++++ Information shown

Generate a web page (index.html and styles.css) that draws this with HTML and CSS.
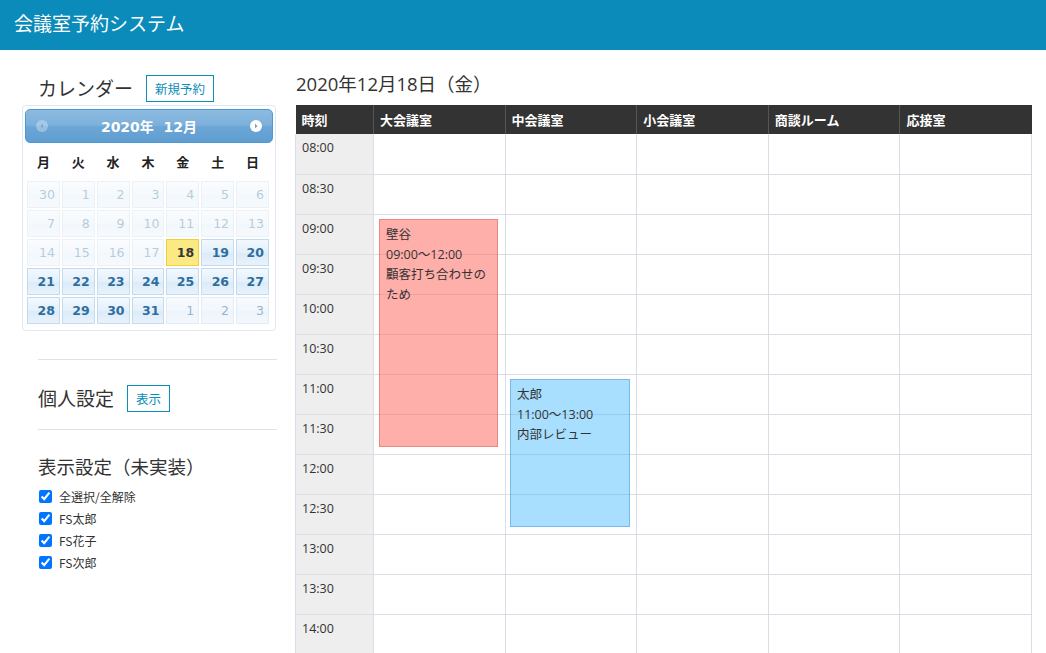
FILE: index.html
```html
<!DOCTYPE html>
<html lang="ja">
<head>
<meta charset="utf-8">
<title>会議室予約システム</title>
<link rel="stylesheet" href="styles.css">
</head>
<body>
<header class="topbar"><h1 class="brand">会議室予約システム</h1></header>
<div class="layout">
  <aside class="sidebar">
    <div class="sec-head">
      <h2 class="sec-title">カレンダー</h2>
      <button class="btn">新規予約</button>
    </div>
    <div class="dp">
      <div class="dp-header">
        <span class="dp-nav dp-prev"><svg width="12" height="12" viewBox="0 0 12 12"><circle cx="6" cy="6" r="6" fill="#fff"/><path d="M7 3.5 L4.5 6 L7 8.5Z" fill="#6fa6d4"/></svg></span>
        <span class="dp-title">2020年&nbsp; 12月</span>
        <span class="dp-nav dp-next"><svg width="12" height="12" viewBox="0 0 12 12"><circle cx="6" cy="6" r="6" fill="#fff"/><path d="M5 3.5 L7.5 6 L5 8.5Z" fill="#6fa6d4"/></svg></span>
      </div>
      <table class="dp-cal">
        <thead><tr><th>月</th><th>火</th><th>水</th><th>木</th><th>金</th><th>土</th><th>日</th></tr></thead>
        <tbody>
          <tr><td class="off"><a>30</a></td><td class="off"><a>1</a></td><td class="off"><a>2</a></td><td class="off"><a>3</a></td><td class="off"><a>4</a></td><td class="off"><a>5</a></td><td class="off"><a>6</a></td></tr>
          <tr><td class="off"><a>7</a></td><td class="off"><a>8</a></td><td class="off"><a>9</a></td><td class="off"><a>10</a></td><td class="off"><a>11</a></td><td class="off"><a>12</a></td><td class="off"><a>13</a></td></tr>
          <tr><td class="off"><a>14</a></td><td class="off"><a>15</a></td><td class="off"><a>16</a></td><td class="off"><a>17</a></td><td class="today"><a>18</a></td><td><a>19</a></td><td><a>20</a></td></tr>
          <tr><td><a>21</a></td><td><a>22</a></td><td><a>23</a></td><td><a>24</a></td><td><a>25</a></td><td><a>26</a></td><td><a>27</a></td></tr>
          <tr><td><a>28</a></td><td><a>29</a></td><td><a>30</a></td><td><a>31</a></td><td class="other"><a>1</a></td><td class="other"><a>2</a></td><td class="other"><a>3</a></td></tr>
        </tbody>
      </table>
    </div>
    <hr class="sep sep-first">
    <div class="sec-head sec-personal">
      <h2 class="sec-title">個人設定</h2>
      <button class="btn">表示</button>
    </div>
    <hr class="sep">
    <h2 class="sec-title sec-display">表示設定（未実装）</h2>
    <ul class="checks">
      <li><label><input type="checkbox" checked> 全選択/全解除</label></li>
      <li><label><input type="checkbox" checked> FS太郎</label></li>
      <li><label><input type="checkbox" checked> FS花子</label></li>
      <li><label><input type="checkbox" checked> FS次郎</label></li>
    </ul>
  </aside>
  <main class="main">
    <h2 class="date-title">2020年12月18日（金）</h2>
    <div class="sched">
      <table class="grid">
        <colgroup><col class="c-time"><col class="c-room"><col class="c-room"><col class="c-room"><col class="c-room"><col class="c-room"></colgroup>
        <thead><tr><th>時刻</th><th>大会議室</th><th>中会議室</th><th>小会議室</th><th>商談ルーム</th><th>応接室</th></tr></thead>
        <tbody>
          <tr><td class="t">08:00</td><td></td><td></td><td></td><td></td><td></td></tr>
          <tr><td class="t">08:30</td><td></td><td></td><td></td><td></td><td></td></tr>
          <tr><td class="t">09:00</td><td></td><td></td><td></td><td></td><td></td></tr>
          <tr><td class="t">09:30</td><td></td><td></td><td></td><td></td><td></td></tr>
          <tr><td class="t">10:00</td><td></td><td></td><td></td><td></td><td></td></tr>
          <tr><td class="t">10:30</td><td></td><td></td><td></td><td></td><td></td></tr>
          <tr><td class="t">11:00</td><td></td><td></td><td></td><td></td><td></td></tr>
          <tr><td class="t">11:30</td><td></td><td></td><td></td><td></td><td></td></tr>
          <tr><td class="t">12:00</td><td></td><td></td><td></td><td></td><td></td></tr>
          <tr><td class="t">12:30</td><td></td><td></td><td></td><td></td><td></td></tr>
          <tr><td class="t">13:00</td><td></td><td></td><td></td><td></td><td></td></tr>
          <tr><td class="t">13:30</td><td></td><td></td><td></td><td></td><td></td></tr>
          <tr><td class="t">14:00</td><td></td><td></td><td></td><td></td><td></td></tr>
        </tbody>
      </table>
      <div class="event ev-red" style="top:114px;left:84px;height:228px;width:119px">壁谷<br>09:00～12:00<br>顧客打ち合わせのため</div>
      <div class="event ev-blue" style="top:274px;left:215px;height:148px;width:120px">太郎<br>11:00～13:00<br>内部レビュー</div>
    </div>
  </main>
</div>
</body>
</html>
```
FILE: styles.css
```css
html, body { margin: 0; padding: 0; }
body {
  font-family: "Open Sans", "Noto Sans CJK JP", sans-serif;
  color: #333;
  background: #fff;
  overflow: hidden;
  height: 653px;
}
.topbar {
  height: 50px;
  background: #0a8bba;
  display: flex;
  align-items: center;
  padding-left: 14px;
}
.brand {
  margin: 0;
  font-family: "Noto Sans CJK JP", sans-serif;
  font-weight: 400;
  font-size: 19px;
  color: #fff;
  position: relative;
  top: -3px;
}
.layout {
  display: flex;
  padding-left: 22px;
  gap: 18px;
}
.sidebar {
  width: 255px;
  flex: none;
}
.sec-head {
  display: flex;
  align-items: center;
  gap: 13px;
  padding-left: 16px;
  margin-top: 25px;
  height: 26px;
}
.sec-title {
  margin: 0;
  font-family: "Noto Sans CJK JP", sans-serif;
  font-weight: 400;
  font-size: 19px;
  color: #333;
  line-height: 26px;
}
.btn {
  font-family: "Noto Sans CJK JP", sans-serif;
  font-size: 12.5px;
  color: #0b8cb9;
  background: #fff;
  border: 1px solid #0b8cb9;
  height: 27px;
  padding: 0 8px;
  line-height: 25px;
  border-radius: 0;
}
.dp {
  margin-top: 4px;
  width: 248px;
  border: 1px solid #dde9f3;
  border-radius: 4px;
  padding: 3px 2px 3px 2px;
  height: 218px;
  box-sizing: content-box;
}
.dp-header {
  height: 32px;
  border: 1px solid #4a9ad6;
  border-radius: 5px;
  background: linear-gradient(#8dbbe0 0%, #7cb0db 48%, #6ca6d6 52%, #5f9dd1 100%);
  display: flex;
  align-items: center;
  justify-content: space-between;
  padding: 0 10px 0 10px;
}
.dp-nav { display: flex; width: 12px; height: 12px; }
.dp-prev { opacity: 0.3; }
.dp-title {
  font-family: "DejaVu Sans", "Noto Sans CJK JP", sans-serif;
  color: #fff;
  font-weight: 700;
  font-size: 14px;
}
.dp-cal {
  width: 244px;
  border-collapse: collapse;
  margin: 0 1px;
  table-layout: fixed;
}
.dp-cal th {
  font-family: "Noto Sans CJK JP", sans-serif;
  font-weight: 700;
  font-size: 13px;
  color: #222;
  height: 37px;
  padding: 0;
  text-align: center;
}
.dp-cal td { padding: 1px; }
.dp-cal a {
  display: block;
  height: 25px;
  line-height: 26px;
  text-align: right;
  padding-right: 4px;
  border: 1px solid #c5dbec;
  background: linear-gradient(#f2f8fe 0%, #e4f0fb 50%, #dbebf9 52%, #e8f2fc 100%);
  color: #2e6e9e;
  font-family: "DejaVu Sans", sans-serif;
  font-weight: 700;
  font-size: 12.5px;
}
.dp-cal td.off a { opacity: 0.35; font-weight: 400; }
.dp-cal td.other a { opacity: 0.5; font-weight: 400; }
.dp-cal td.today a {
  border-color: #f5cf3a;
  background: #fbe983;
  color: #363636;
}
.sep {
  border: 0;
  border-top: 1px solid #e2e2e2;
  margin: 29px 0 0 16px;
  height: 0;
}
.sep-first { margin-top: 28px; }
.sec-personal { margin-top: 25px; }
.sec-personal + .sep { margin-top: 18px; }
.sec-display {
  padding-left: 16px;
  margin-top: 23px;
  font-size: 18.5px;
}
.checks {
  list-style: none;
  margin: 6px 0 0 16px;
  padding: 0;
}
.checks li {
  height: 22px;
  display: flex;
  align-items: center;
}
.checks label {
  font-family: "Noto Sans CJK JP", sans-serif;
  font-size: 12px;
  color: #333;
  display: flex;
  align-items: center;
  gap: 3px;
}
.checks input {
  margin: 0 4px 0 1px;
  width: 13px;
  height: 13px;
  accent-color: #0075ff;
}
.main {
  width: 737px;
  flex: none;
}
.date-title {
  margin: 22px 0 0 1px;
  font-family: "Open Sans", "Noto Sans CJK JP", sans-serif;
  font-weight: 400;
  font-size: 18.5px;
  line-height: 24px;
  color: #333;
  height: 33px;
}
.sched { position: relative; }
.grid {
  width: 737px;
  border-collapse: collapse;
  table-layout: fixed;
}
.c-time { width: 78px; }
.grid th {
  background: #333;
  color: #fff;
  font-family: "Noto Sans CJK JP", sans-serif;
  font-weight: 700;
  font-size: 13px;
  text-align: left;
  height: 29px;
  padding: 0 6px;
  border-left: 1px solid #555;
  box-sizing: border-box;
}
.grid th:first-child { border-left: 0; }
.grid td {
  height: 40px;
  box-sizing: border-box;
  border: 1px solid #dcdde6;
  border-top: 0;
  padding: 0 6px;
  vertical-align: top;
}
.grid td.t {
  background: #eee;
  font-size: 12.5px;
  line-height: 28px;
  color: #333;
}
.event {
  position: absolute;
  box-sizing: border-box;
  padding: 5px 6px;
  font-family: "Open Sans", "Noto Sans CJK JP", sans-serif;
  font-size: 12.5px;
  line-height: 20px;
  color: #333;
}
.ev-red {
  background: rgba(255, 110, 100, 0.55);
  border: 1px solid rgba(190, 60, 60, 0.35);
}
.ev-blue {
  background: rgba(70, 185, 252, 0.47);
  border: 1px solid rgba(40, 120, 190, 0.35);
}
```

++++++++

• **Problem statement**
Select and copy each line from the data that includes the word "index".

• **Output of the exercise**
Generate a web page (index.html and styles.css) that draws this with HTML and CSS.
FILE: index.html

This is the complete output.